Detection of Debonding Between Fiber Reinforced Polymer Bar and Concrete Structure Using Piezoceramic Transducers and Wavelet Packet Analysis

Fiber reinforced polymer (FRP), a composite material with high corrosion resistance and high strength-toweight ratio, has been increasingly used in reinforced concrete structures. The effectiveness of the structures depends on the bonding behavior between FRP composites and concrete structures. Therefore, detection of the debonding between the FRP materials and the hosting concrete structure is of great importance to ensure the structural safety. This paper proposes a stress wave-based active sensing approach to monitor the debonding process of FRP bar with the hosting concrete structure. One shear-type lead zirconate titanate (PZT) patch bonded on the outer surface of the FRP bar was used as an actuator to generate stress wave. Two smart aggregates (SAs), which were fabricated by sandwiching a shear type PZT patch between two protection marble pieces, were embedded in the hosting concrete structure to detect the wave response. The occurrence of debonding between the FRP bar and the hosting concrete structure attenuates the wave propagation.

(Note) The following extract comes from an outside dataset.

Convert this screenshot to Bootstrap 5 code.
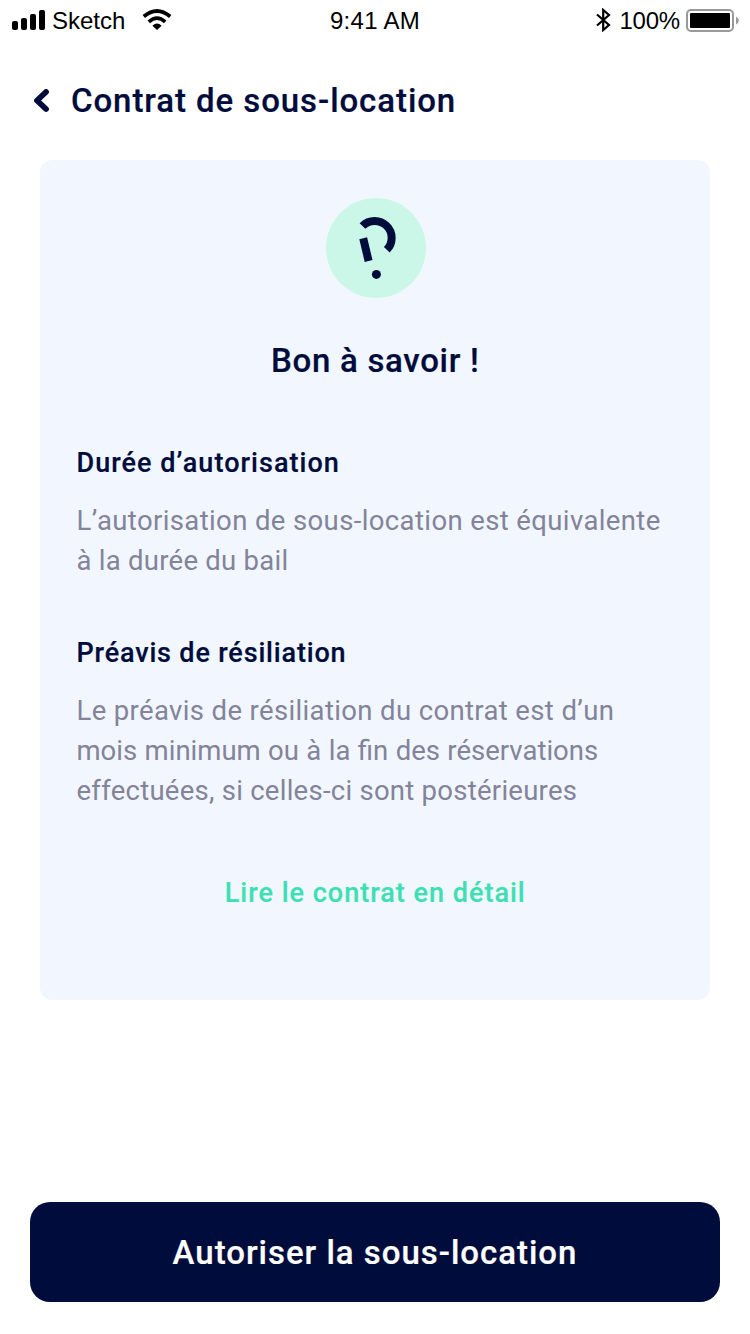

An FRP bar reinforced concrete specimen was designed and fabricated in laboratory. A pullout test was conducted to simulate different degrees of debonding damage. The attenuation of the stress wave due to debonding was clearly observed from the signal received by SAs in both time and frequency domain. Furthermore, a damage index based on wavelet packet analysis was developed to evaluate the debonding status. Experimental results demonstrate that the proposed method has potentials to detect different degrees of debonding damage of FRP bar reinforced concrete composite structures.